YOUR OBJECTIVE: Transcribe the whole listing without a single picture.

DATA EXTRACT:
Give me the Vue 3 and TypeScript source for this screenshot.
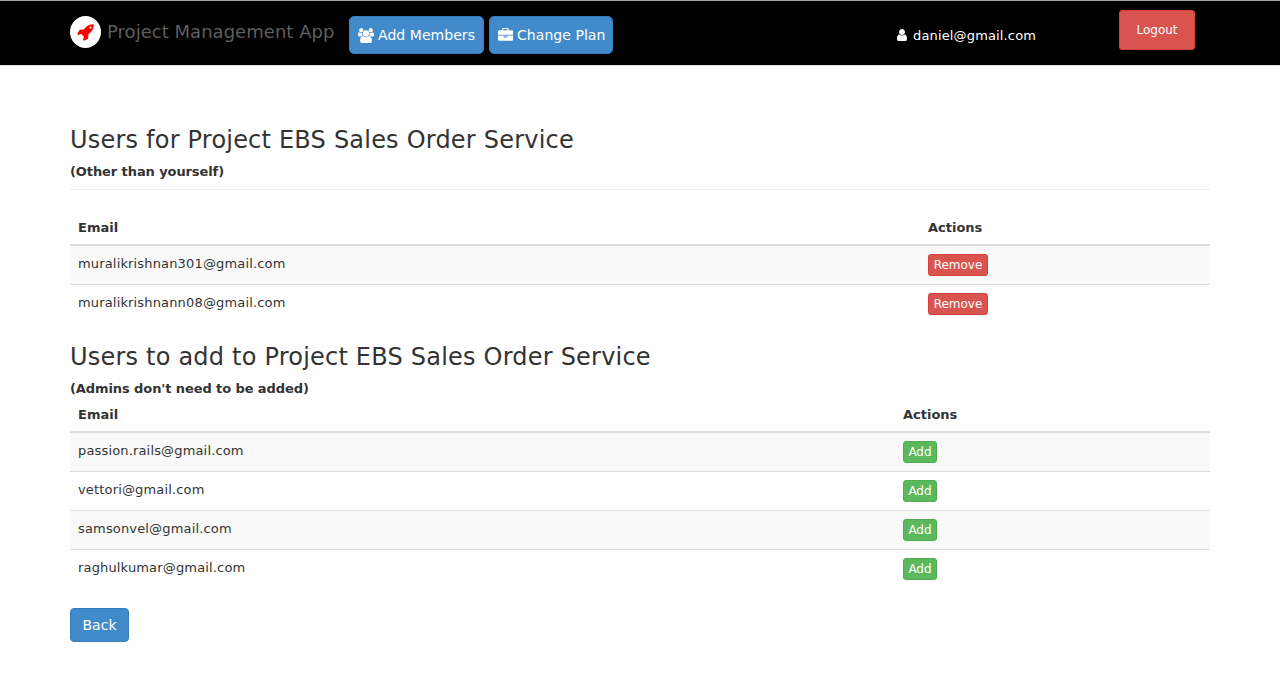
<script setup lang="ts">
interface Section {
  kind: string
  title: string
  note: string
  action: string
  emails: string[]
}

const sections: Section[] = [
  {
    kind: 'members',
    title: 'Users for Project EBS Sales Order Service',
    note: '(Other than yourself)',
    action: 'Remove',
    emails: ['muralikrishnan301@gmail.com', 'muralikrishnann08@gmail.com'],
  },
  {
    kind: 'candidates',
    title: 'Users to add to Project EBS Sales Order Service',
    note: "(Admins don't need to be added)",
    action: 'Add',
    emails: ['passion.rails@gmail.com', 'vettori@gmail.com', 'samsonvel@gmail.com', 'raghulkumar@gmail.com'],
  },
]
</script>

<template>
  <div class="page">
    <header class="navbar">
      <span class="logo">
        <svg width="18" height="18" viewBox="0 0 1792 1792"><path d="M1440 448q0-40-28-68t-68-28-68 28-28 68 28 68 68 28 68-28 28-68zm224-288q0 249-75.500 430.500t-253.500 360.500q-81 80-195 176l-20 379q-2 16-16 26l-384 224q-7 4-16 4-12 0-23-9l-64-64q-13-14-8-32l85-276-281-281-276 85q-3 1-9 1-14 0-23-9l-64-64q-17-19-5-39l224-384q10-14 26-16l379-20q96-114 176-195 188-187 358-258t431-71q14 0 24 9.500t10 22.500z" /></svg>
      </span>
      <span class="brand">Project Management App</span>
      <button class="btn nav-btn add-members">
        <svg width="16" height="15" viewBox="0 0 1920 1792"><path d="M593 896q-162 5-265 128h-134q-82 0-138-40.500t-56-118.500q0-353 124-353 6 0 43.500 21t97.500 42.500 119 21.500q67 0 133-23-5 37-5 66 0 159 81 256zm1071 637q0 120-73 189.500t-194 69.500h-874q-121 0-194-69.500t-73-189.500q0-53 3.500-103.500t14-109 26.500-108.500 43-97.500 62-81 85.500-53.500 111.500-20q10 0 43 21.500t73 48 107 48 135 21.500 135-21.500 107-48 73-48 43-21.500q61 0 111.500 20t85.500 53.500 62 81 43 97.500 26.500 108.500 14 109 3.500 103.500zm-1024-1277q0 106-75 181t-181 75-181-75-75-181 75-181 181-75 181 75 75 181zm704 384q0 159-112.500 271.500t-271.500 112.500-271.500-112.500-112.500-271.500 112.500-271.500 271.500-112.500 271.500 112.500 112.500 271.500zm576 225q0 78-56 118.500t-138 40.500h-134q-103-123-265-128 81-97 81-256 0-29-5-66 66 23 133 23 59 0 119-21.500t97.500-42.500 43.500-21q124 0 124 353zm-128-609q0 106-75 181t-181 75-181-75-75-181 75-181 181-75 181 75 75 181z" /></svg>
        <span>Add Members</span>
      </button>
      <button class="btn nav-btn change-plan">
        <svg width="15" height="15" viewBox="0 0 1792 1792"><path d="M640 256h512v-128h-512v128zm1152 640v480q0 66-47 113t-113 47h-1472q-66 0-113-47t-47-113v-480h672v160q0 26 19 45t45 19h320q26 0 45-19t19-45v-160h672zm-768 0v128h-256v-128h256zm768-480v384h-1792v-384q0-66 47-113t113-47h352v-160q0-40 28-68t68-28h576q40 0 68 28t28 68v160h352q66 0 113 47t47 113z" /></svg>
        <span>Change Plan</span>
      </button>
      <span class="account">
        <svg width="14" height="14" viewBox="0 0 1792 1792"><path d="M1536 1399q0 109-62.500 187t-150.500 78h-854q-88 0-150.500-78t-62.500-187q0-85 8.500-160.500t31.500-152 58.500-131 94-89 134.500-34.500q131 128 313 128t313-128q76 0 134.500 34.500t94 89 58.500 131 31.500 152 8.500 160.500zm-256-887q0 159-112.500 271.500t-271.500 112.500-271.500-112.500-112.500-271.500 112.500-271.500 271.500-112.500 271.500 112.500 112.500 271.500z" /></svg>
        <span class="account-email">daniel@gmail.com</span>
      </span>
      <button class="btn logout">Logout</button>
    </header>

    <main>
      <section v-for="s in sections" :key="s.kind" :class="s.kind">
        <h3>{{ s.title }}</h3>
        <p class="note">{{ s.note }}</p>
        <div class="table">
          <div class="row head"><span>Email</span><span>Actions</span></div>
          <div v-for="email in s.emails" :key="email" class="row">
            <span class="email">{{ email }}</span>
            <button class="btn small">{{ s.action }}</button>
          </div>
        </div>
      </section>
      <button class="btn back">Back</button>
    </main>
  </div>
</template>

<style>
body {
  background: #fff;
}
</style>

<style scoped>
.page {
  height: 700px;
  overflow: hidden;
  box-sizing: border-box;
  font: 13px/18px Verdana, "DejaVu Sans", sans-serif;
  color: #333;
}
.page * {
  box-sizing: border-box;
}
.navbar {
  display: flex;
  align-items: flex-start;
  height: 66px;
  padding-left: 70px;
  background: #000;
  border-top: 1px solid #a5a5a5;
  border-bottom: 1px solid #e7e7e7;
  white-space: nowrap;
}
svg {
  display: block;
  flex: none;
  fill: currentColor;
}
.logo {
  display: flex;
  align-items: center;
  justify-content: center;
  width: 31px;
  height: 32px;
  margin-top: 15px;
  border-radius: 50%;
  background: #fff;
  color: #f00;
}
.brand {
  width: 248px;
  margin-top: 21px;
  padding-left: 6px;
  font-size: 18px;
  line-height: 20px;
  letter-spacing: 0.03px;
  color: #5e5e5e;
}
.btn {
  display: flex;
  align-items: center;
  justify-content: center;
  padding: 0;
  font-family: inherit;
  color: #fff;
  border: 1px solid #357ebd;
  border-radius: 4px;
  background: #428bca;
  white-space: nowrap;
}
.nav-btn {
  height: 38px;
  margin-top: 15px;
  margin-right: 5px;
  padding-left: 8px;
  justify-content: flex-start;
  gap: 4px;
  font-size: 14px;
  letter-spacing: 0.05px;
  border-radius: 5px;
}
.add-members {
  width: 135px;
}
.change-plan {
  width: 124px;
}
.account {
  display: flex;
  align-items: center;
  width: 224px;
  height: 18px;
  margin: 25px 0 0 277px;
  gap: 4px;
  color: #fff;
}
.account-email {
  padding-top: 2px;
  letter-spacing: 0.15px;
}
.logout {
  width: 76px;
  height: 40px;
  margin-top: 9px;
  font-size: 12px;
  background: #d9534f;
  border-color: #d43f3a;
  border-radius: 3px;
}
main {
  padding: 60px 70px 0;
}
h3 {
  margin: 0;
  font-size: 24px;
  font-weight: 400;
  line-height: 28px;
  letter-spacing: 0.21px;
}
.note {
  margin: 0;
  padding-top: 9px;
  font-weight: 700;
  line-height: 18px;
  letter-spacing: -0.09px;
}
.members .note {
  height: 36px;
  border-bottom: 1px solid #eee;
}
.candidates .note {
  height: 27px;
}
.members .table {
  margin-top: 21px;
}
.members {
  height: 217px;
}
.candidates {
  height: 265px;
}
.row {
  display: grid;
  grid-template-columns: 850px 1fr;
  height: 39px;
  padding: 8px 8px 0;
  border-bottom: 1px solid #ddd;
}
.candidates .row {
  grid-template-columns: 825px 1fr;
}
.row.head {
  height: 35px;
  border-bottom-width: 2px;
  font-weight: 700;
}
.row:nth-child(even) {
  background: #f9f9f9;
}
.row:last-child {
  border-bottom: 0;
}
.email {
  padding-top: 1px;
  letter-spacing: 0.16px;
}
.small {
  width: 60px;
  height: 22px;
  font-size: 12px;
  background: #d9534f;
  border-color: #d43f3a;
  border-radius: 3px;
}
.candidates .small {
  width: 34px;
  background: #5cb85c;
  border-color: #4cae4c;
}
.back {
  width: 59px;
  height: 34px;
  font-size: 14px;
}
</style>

EXPECTED OUTPUT:
Give me the Vue 3 and TypeScript source for this screenshot.
<script setup lang="ts">
interface Section {
  kind: string
  title: string
  note: string
  action: string
  emails: string[]
}

const sections: Section[] = [
  {
    kind: 'members',
    title: 'Users for Project EBS Sales Order Service',
    note: '(Other than yourself)',
    action: 'Remove',
    emails: ['muralikrishnan301@gmail.com', 'muralikrishnann08@gmail.com'],
  },
  {
    kind: 'candidates',
    title: 'Users to add to Project EBS Sales Order Service',
    note: "(Admins don't need to be added)",
    action: 'Add',
    emails: ['passion.rails@gmail.com', 'vettori@gmail.com', 'samsonvel@gmail.com', 'raghulkumar@gmail.com'],
  },
]
</script>

<template>
  <div class="page">
    <header class="navbar">
      <span class="logo">
        <svg width="18" height="18" viewBox="0 0 1792 1792"><path d="M1440 448q0-40-28-68t-68-28-68 28-28 68 28 68 68 28 68-28 28-68zm224-288q0 249-75.500 430.500t-253.500 360.500q-81 80-195 176l-20 379q-2 16-16 26l-384 224q-7 4-16 4-12 0-23-9l-64-64q-13-14-8-32l85-276-281-281-276 85q-3 1-9 1-14 0-23-9l-64-64q-17-19-5-39l224-384q10-14 26-16l379-20q96-114 176-195 188-187 358-258t431-71q14 0 24 9.500t10 22.500z" /></svg>
      </span>
      <span class="brand">Project Management App</span>
      <button class="btn nav-btn add-members">
        <svg width="16" height="15" viewBox="0 0 1920 1792"><path d="M593 896q-162 5-265 128h-134q-82 0-138-40.500t-56-118.500q0-353 124-353 6 0 43.500 21t97.500 42.500 119 21.500q67 0 133-23-5 37-5 66 0 159 81 256zm1071 637q0 120-73 189.500t-194 69.500h-874q-121 0-194-69.500t-73-189.500q0-53 3.500-103.500t14-109 26.500-108.500 43-97.500 62-81 85.500-53.500 111.500-20q10 0 43 21.500t73 48 107 48 135 21.500 135-21.500 107-48 73-48 43-21.500q61 0 111.500 20t85.500 53.500 62 81 43 97.500 26.500 108.500 14 109 3.500 103.500zm-1024-1277q0 106-75 181t-181 75-181-75-75-181 75-181 181-75 181 75 75 181zm704 384q0 159-112.500 271.500t-271.500 112.500-271.500-112.500-112.500-271.500 112.500-271.500 271.500-112.500 271.500 112.500 112.500 271.500zm576 225q0 78-56 118.500t-138 40.500h-134q-103-123-265-128 81-97 81-256 0-29-5-66 66 23 133 23 59 0 119-21.500t97.500-42.500 43.500-21q124 0 124 353zm-128-609q0 106-75 181t-181 75-181-75-75-181 75-181 181-75 181 75 75 181z" /></svg>
        <span>Add Members</span>
      </button>
      <button class="btn nav-btn change-plan">
        <svg width="15" height="15" viewBox="0 0 1792 1792"><path d="M640 256h512v-128h-512v128zm1152 640v480q0 66-47 113t-113 47h-1472q-66 0-113-47t-47-113v-480h672v160q0 26 19 45t45 19h320q26 0 45-19t19-45v-160h672zm-768 0v128h-256v-128h256zm768-480v384h-1792v-384q0-66 47-113t113-47h352v-160q0-40 28-68t68-28h576q40 0 68 28t28 68v160h352q66 0 113 47t47 113z" /></svg>
        <span>Change Plan</span>
      </button>
      <span class="account">
        <svg width="14" height="14" viewBox="0 0 1792 1792"><path d="M1536 1399q0 109-62.500 187t-150.500 78h-854q-88 0-150.500-78t-62.500-187q0-85 8.500-160.500t31.500-152 58.500-131 94-89 134.500-34.500q131 128 313 128t313-128q76 0 134.500 34.500t94 89 58.500 131 31.500 152 8.500 160.500zm-256-887q0 159-112.500 271.500t-271.500 112.500-271.500-112.500-112.500-271.500 112.500-271.500 271.500-112.500 271.500 112.500 112.500 271.500z" /></svg>
        <span class="account-email">daniel@gmail.com</span>
      </span>
      <button class="btn logout">Logout</button>
    </header>

    <main>
      <section v-for="s in sections" :key="s.kind" :class="s.kind">
        <h3>{{ s.title }}</h3>
        <p class="note">{{ s.note }}</p>
        <div class="table">
          <div class="row head"><span>Email</span><span>Actions</span></div>
          <div v-for="email in s.emails" :key="email" class="row">
            <span class="email">{{ email }}</span>
            <button class="btn small">{{ s.action }}</button>
          </div>
        </div>
      </section>
      <button class="btn back">Back</button>
    </main>
  </div>
</template>

<style>
body {
  background: #fff;
}
</style>

<style scoped>
.page {
  height: 700px;
  overflow: hidden;
  box-sizing: border-box;
  font: 13px/18px Verdana, "DejaVu Sans", sans-serif;
  color: #333;
}
.page * {
  box-sizing: border-box;
}
.navbar {
  display: flex;
  align-items: flex-start;
  height: 66px;
  padding-left: 70px;
  background: #000;
  border-top: 1px solid #a5a5a5;
  border-bottom: 1px solid #e7e7e7;
  white-space: nowrap;
}
svg {
  display: block;
  flex: none;
  fill: currentColor;
}
.logo {
  display: flex;
  align-items: center;
  justify-content: center;
  width: 31px;
  height: 32px;
  margin-top: 15px;
  border-radius: 50%;
  background: #fff;
  color: #f00;
}
.brand {
  width: 248px;
  margin-top: 21px;
  padding-left: 6px;
  font-size: 18px;
  line-height: 20px;
  letter-spacing: 0.03px;
  color: #5e5e5e;
}
.btn {
  display: flex;
  align-items: center;
  justify-content: center;
  padding: 0;
  font-family: inherit;
  color: #fff;
  border: 1px solid #357ebd;
  border-radius: 4px;
  background: #428bca;
  white-space: nowrap;
}
.nav-btn {
  height: 38px;
  margin-top: 15px;
  margin-right: 5px;
  padding-left: 8px;
  justify-content: flex-start;
  gap: 4px;
  font-size: 14px;
  letter-spacing: 0.05px;
  border-radius: 5px;
}
.add-members {
  width: 135px;
}
.change-plan {
  width: 124px;
}
.account {
  display: flex;
  align-items: center;
  width: 224px;
  height: 18px;
  margin: 25px 0 0 277px;
  gap: 4px;
  color: #fff;
}
.account-email {
  padding-top: 2px;
  letter-spacing: 0.15px;
}
.logout {
  width: 76px;
  height: 40px;
  margin-top: 9px;
  font-size: 12px;
  background: #d9534f;
  border-color: #d43f3a;
  border-radius: 3px;
}
main {
  padding: 60px 70px 0;
}
h3 {
  margin: 0;
  font-size: 24px;
  font-weight: 400;
  line-height: 28px;
  letter-spacing: 0.21px;
}
.note {
  margin: 0;
  padding-top: 9px;
  font-weight: 700;
  line-height: 18px;
  letter-spacing: -0.09px;
}
.members .note {
  height: 36px;
  border-bottom: 1px solid #eee;
}
.candidates .note {
  height: 27px;
}
.members .table {
  margin-top: 21px;
}
.members {
  height: 217px;
}
.candidates {
  height: 265px;
}
.row {
  display: grid;
  grid-template-columns: 850px 1fr;
  height: 39px;
  padding: 8px 8px 0;
  border-bottom: 1px solid #ddd;
}
.candidates .row {
  grid-template-columns: 825px 1fr;
}
.row.head {
  height: 35px;
  border-bottom-width: 2px;
  font-weight: 700;
}
.row:nth-child(even) {
  background: #f9f9f9;
}
.row:last-child {
  border-bottom: 0;
}
.email {
  padding-top: 1px;
  letter-spacing: 0.16px;
}
.small {
  width: 60px;
  height: 22px;
  font-size: 12px;
  background: #d9534f;
  border-color: #d43f3a;
  border-radius: 3px;
}
.candidates .small {
  width: 34px;
  background: #5cb85c;
  border-color: #4cae4c;
}
.back {
  width: 59px;
  height: 34px;
  font-size: 14px;
}
</style>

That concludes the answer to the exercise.